What can you do if you are in this pickle?

  1. Consider asking the component teams to self-organize into feature teams.
  2. Ask the teams and product owners to collaborate on backlog ranking for each team according to total feature. This will allow the teams to work together, as if they are in a program.
  3. Ask one team to do the entire feature. Stop asking component teams to specialize in one component. That would allow the teams to see what the smallest value is, and implement that. (Repeat until you get the entire feature.)
  4. Make the stories smaller to see the value build. When I see this, I often see very large stories. Too often, the teams work across the architecture, doing platform work, database work, GUI work, rather than see the simplest possible feature that would allow everyone to see the value.

I bet you have other alternatives you might consider. If you see other alternatives, please comment. I would like to help more teams see how to manage their interdependencies or remove them altogether.

The first post was How Long Are Your Iterations, Part 1.

7 thoughts on “How Long Are Your Iterations? Part 2”

  1. This is an Agile At Scale issue and is the “norm”where we work. The solution is a higher level planning process showing the interdependencies for the team. Most agile tools provide this. Ours is Team Foundation Server, but other do this as well.

    For the Feature interdependencies, a “network” of these dependencies drives what work is performed in what order. This is standard project management using the Master Schedule. The Features are sequenced in the needed order to produce the needed Capabilities (Epics) in the needed order. Then the interdependencies are visible to all the teams and they can act accordingly.

    The interdependencies can’t be removed – in fact are part of the system of systems architecture – but now they’re know and can be managed “above the line,” at the systems integration level, while the “agile” work is done by the individual teams

    1. Glen, that’s certainly one way to do it. It sounds as if you get the product owners together and help them manage the backlogs, so each team has the interdependent features ranked at the same level. That was something I taught several teams to do recently.

      Part of me still wonders if the architecture is from Conway’s Law, and there might be a way to rethink the teams’ makeup or simplify the architecture. One of my clients has said yes to that. Two have said no.

      This is not easy, regardless of the way you attack it.

      1. The architecture is from the Systems Engineers, DoDAF and ToGAF not the organization.

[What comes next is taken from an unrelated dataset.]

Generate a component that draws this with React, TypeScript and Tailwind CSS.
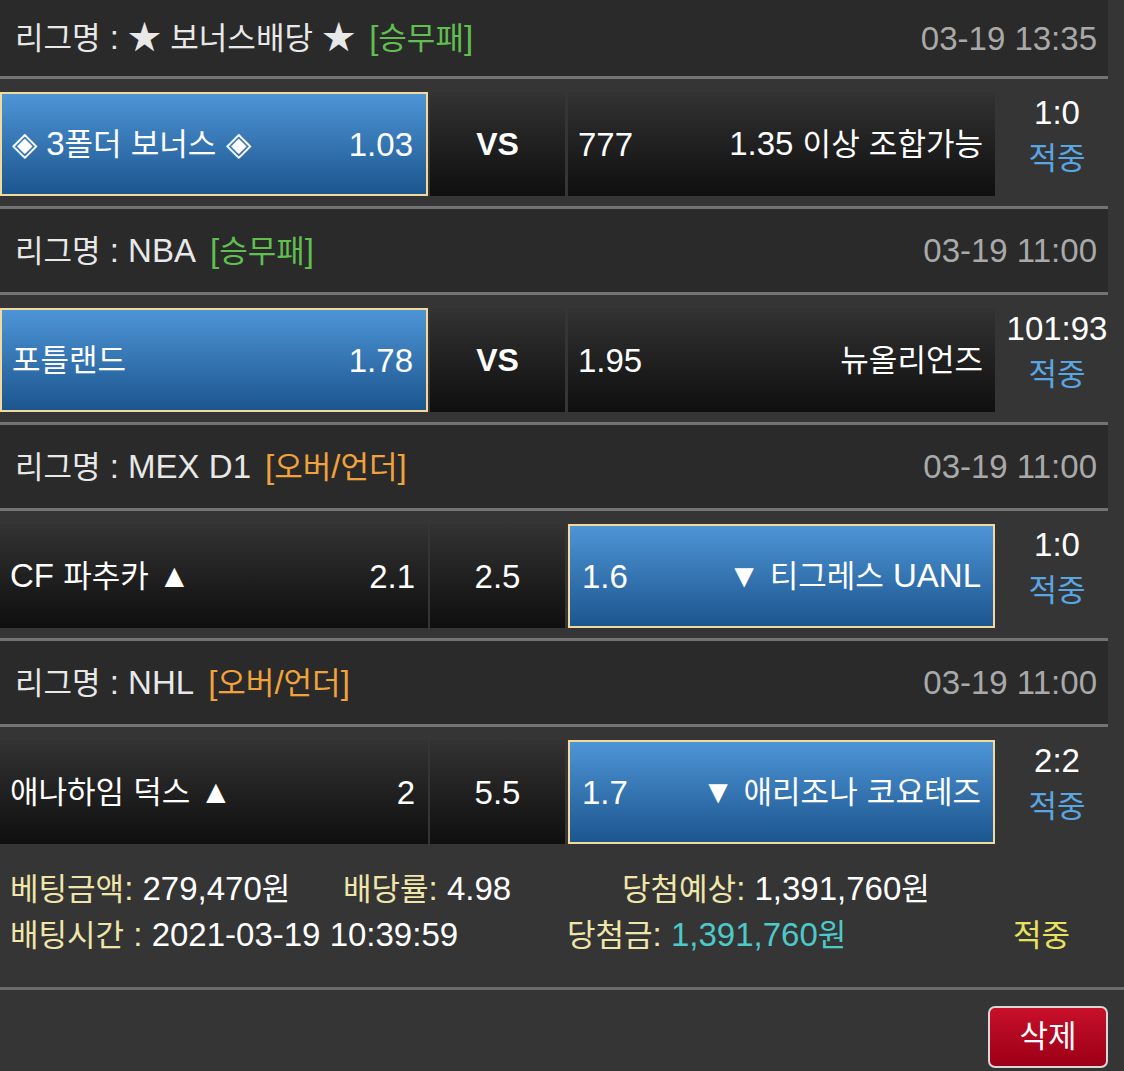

        Conway may be present in commercial orgs but not the same way were we work. The organizational structures are unique to the orgs. RTN has much different org then LMCO for example. But the technical architecture is imposed from the outside.

          1. Agile is flowed down from the acquisition processes in DOD, DOJ, DOE, NASA, and HHS.
            If you google “agile in the DOD” you see the work has been going on since the early 2000’s (2002) was my first paper at an Agile Conference for a DOE program I worked.
            Lately Dr. Carter (The SecDef) has release Better Buying Power 3.0. That has an Agile component.
            Another client (OSD(PARCA)) is leading the integration of Earned Value Management with Agile, with two recent conferences One that has public briefings the other that doesn’t.

            But this is not “your fathers Agile,” It’s not 5 people at the same table as the customer, pair (or heaven forbid Mob) programming and showing the customer work at the end of the day. These are $20M or greater SWDev programs – System of Systems – that benefit greatly from “agile” approaches to the emerging requirements to fulfill a set of “needed capabilities”

            Here’s a typical experience report in the INTEL Community,

  2. So, no, our problem is not in curlicues. We have some dependencies, but they are well outside of the product. And although they are delivered by separate teams (using mostly waterfall), I do not see that as a main problem when it comes to the size of stories. The main problem (and I really have looked into it from several different directions) is that they are large because: 1. the system itself is very complex and deeply integrated (this can be solved by changing the architecture and definitely would be a good thing to do), 2. we are using some “legacy” technology, such as enterprise J2EE spiced with some frameworks that basically inhibit rapid development (I am told that this is because of the stability, scalability, performance, … – I am not sure, but let’s not go there now), 3. the system is huge and the business processes themselves are very complicated (this may have to do with the fact we are in a regulated business, but I suspect more has to do with our inability to just don’t solve some corner cases) and 4. we have very little automation (so testing is really painful).

    So, if I were to make any conclusion, it would be: if you already have followed all the advice you list within your post (you already have cross-functional teams, you are doing the smallest thing that will bring customer value, …) and your iterations are still long, try to look at:

    1. What technology are you using and whether the technology itself is not blocking you from going faster.
    2. How big, complex and old your system is and how much technical debt has accommodated in it and is slowing you down.
    3. What level of testing automation do you have and how frequently you are able to assess that what you are building actually works.